[BEGIN]

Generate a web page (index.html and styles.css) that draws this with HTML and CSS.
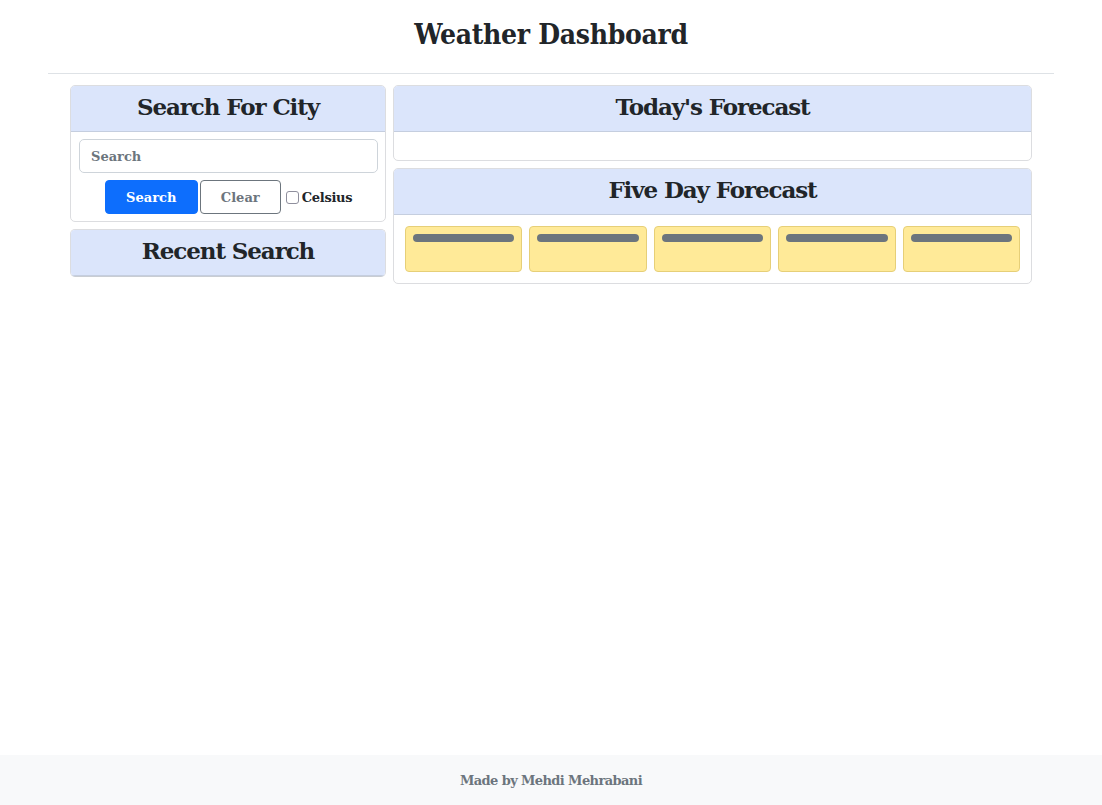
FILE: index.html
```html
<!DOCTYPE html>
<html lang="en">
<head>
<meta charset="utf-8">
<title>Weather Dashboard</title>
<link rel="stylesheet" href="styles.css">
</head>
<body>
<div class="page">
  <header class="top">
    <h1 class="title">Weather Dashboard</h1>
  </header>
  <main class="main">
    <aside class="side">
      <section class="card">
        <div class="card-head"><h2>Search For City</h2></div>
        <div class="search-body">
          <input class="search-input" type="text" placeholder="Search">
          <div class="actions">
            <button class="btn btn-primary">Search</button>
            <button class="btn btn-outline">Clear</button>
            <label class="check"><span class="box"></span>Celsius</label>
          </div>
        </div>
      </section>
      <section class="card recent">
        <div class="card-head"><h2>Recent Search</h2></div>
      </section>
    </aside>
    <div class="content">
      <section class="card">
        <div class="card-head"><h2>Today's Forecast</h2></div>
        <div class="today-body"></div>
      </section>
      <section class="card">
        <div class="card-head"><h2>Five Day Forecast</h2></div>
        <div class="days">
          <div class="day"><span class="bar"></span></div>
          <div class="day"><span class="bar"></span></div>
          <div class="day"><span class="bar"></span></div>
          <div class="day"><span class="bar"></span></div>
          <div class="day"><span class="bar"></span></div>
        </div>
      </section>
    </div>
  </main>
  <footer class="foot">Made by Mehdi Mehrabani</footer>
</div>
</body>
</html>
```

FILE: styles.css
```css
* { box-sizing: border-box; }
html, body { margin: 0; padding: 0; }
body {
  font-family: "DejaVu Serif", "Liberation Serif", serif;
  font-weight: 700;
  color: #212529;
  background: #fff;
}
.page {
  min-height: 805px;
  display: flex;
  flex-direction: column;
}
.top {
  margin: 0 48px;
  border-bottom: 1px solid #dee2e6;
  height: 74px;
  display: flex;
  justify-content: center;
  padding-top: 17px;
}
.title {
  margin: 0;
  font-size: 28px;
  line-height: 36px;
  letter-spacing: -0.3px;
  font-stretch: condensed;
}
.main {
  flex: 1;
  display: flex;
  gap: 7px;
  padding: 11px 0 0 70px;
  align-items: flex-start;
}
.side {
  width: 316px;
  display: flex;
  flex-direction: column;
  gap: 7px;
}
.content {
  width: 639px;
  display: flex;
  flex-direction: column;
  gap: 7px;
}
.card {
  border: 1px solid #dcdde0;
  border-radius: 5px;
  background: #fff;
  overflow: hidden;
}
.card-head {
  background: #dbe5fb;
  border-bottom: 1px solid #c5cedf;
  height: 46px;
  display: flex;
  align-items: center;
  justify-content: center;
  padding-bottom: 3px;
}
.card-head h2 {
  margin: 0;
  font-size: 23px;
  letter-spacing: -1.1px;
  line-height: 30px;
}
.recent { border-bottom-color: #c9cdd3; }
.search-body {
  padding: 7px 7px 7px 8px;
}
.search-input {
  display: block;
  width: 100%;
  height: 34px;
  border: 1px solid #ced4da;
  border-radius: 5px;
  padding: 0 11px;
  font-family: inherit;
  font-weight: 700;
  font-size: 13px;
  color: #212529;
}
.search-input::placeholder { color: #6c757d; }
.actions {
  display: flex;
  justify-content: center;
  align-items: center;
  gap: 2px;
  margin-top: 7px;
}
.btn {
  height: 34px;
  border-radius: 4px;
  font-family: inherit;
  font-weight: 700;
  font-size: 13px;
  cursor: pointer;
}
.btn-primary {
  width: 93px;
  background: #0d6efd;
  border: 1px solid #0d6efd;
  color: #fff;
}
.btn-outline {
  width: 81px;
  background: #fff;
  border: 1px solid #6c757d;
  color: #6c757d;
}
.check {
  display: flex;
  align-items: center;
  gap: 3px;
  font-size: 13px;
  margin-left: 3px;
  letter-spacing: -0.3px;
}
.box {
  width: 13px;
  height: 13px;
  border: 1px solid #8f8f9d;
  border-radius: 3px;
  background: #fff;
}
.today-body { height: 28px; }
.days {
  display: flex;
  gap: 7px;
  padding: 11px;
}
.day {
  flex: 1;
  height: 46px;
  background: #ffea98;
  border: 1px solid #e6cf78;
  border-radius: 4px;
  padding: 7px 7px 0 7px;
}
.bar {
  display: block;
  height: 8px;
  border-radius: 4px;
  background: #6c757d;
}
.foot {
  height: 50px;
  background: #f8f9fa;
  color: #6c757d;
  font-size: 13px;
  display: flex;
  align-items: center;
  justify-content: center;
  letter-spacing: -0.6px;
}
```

[END]

_YOUR GOAL_. Give back every line exactly as it stands, pictures excluded.

_RESULT FOR THIS EXERCISE_.
Generate a web page (index.html and styles.css) that draws this with HTML and CSS.
FILE: index.html
```html
<!DOCTYPE html>
<html lang="en">
<head>
<meta charset="utf-8">
<title>Weather Dashboard</title>
<link rel="stylesheet" href="styles.css">
</head>
<body>
<div class="page">
  <header class="top">
    <h1 class="title">Weather Dashboard</h1>
  </header>
  <main class="main">
    <aside class="side">
      <section class="card">
        <div class="card-head"><h2>Search For City</h2></div>
        <div class="search-body">
          <input class="search-input" type="text" placeholder="Search">
          <div class="actions">
            <button class="btn btn-primary">Search</button>
            <button class="btn btn-outline">Clear</button>
            <label class="check"><span class="box"></span>Celsius</label>
          </div>
        </div>
      </section>
      <section class="card recent">
        <div class="card-head"><h2>Recent Search</h2></div>
      </section>
    </aside>
    <div class="content">
      <section class="card">
        <div class="card-head"><h2>Today's Forecast</h2></div>
        <div class="today-body"></div>
      </section>
      <section class="card">
        <div class="card-head"><h2>Five Day Forecast</h2></div>
        <div class="days">
          <div class="day"><span class="bar"></span></div>
          <div class="day"><span class="bar"></span></div>
          <div class="day"><span class="bar"></span></div>
          <div class="day"><span class="bar"></span></div>
          <div class="day"><span class="bar"></span></div>
        </div>
      </section>
    </div>
  </main>
  <footer class="foot">Made by Mehdi Mehrabani</footer>
</div>
</body>
</html>
```

FILE: styles.css
```css
* { box-sizing: border-box; }
html, body { margin: 0; padding: 0; }
body {
  font-family: "DejaVu Serif", "Liberation Serif", serif;
  font-weight: 700;
  color: #212529;
  background: #fff;
}
.page {
  min-height: 805px;
  display: flex;
  flex-direction: column;
}
.top {
  margin: 0 48px;
  border-bottom: 1px solid #dee2e6;
  height: 74px;
  display: flex;
  justify-content: center;
  padding-top: 17px;
}
.title {
  margin: 0;
  font-size: 28px;
  line-height: 36px;
  letter-spacing: -0.3px;
  font-stretch: condensed;
}
.main {
  flex: 1;
  display: flex;
  gap: 7px;
  padding: 11px 0 0 70px;
  align-items: flex-start;
}
.side {
  width: 316px;
  display: flex;
  flex-direction: column;
  gap: 7px;
}
.content {
  width: 639px;
  display: flex;
  flex-direction: column;
  gap: 7px;
}
.card {
  border: 1px solid #dcdde0;
  border-radius: 5px;
  background: #fff;
  overflow: hidden;
}
.card-head {
  background: #dbe5fb;
  border-bottom: 1px solid #c5cedf;
  height: 46px;
  display: flex;
  align-items: center;
  justify-content: center;
  padding-bottom: 3px;
}
.card-head h2 {
  margin: 0;
  font-size: 23px;
  letter-spacing: -1.1px;
  line-height: 30px;
}
.recent { border-bottom-color: #c9cdd3; }
.search-body {
  padding: 7px 7px 7px 8px;
}
.search-input {
  display: block;
  width: 100%;
  height: 34px;
  border: 1px solid #ced4da;
  border-radius: 5px;
  padding: 0 11px;
  font-family: inherit;
  font-weight: 700;
  font-size: 13px;
  color: #212529;
}
.search-input::placeholder { color: #6c757d; }
.actions {
  display: flex;
  justify-content: center;
  align-items: center;
  gap: 2px;
  margin-top: 7px;
}
.btn {
  height: 34px;
  border-radius: 4px;
  font-family: inherit;
  font-weight: 700;
  font-size: 13px;
  cursor: pointer;
}
.btn-primary {
  width: 93px;
  background: #0d6efd;
  border: 1px solid #0d6efd;
  color: #fff;
}
.btn-outline {
  width: 81px;
  background: #fff;
  border: 1px solid #6c757d;
  color: #6c757d;
}
.check {
  display: flex;
  align-items: center;
  gap: 3px;
  font-size: 13px;
  margin-left: 3px;
  letter-spacing: -0.3px;
}
.box {
  width: 13px;
  height: 13px;
  border: 1px solid #8f8f9d;
  border-radius: 3px;
  background: #fff;
}
.today-body { height: 28px; }
.days {
  display: flex;
  gap: 7px;
  padding: 11px;
}
.day {
  flex: 1;
  height: 46px;
  background: #ffea98;
  border: 1px solid #e6cf78;
  border-radius: 4px;
  padding: 7px 7px 0 7px;
}
.bar {
  display: block;
  height: 8px;
  border-radius: 4px;
  background: #6c757d;
}
.foot {
  height: 50px;
  background: #f8f9fa;
  color: #6c757d;
  font-size: 13px;
  display: flex;
  align-items: center;
  justify-content: center;
  letter-spacing: -0.6px;
}
```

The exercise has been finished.